The original proof of concept ran various XSL translation tools over local copies of a handful of OpenLearn XML units. Since then, the OpenLearn team have started to provide access directly to the XML source of each unit on the OpenLearn website, so the XML processor can now be run against any unit hosted on the OpenLearn website.

One thing I need to think about doing is cacheing the output of each XML processor transaction, or storing the output of the XSLT following its first run. The OpenLearn units are pretty stable, after all, so running the XML representation of each course every time the processor run is hugely inefficient. (I was thinking of trying to store the results in the cloud using the Amazon simple database service, although if Zoho offer an API to their database, maybe I should give that a whirl? The third alternative I've been considering is storing the results on the Talis platform, though I'm not sure whether I have an account/space on there yet?

So what does the OpenLearn XML processor do? Here's a quick recap - for each unit run through the processor, it will generate an OPML file containing collections of links that point to: the image fies that appear in the unit content; the audio files referred to in the unit; the video files contained within the unit.

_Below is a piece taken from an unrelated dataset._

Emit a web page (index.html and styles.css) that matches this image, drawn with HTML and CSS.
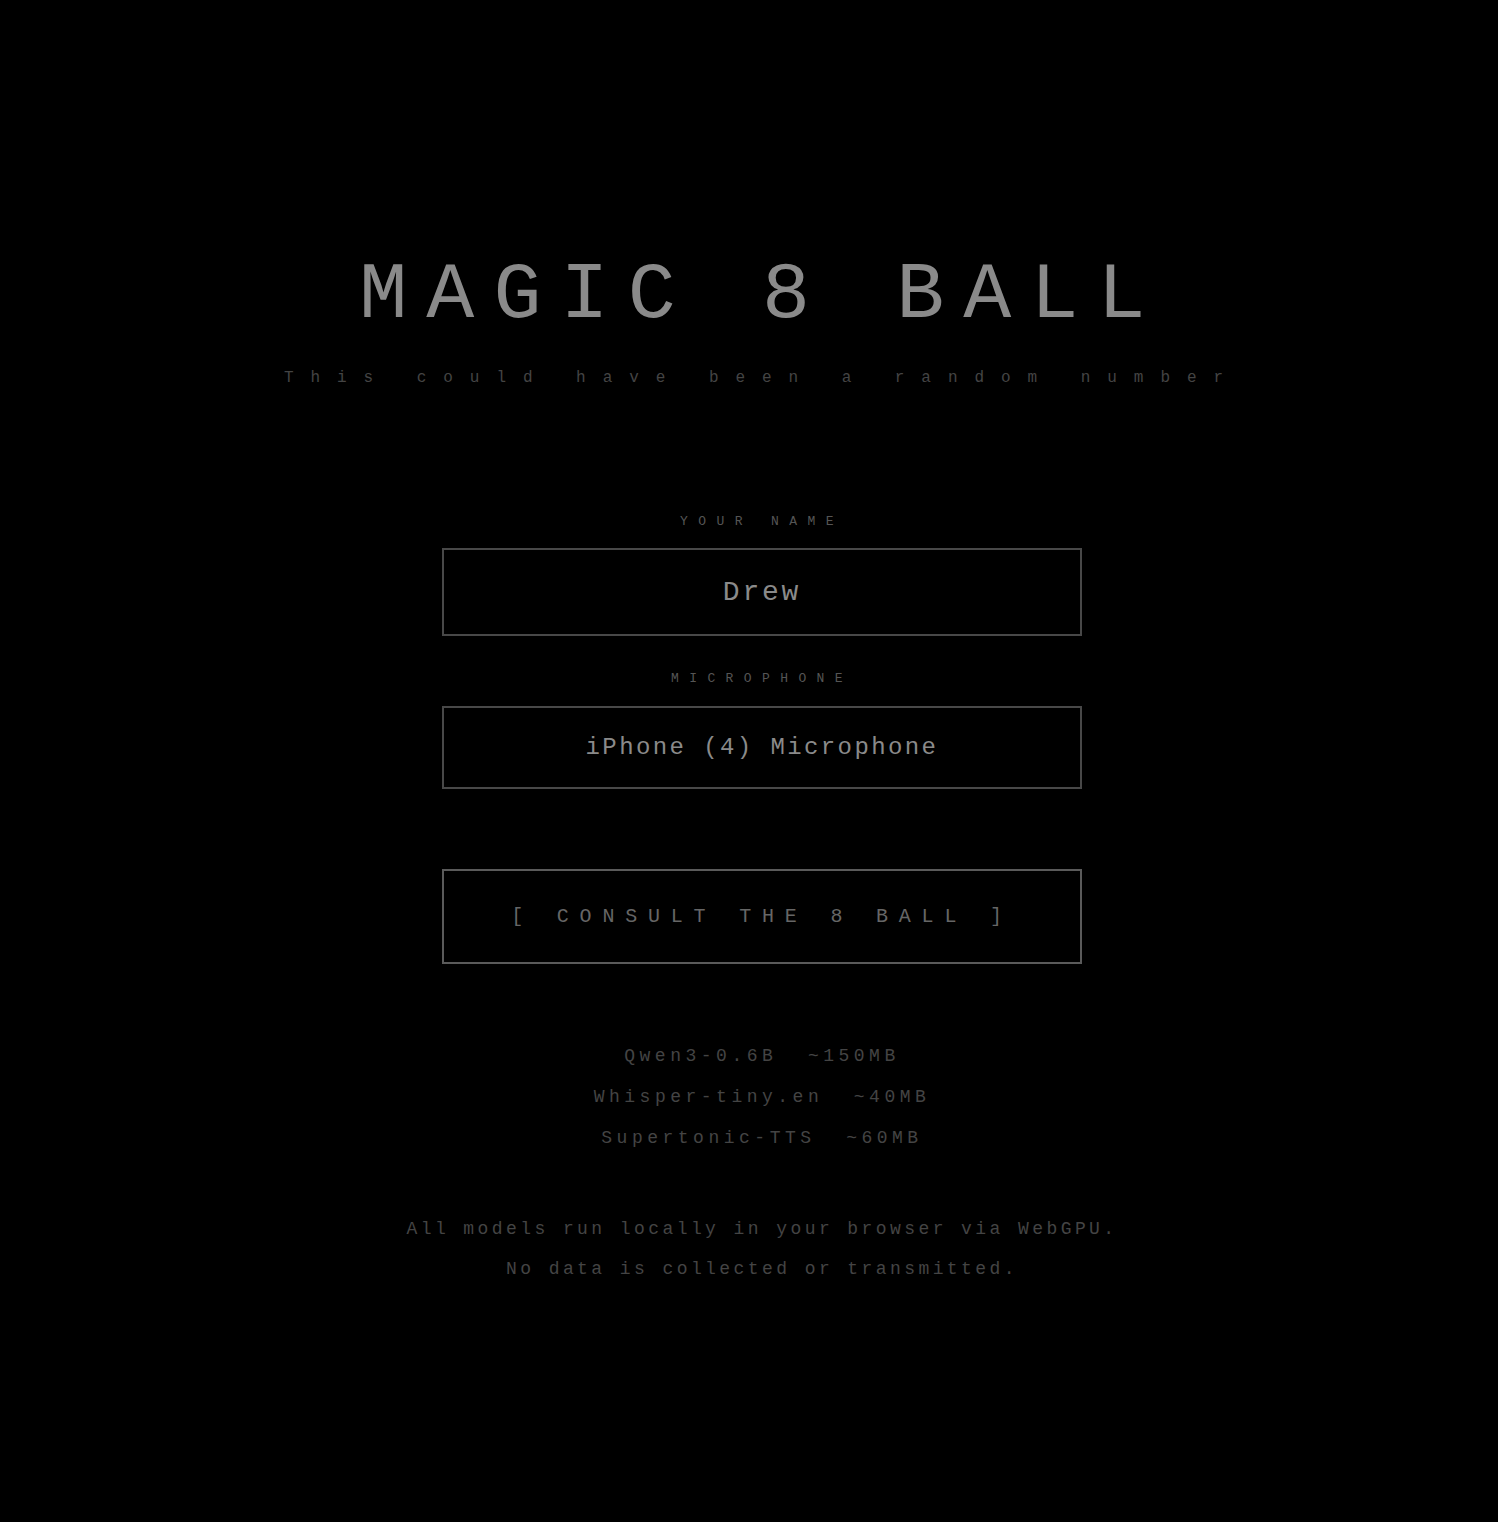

For example, here's what happens when you run the L120_1 materials through the OpenLearn XML processor:

(This doesn't actually work for me a lot of the time in my everyday-use Flock/Firefox browser, though it does work fine for me elsewhere - some cookie problem to do with being logged in to OpenLearn or not, I think. If you aren't an OpenLearn user/have never logged in to OpenLearn then you should be able to see the images and play the audio. (I'm not sure the video is working yet, though). The issue has something or other to do with the huge login kludge that OpenLearn uses for guesting access to assets via the RSS feeds, but apparently I'm the only person who sees this problem so it's not a proper bug...)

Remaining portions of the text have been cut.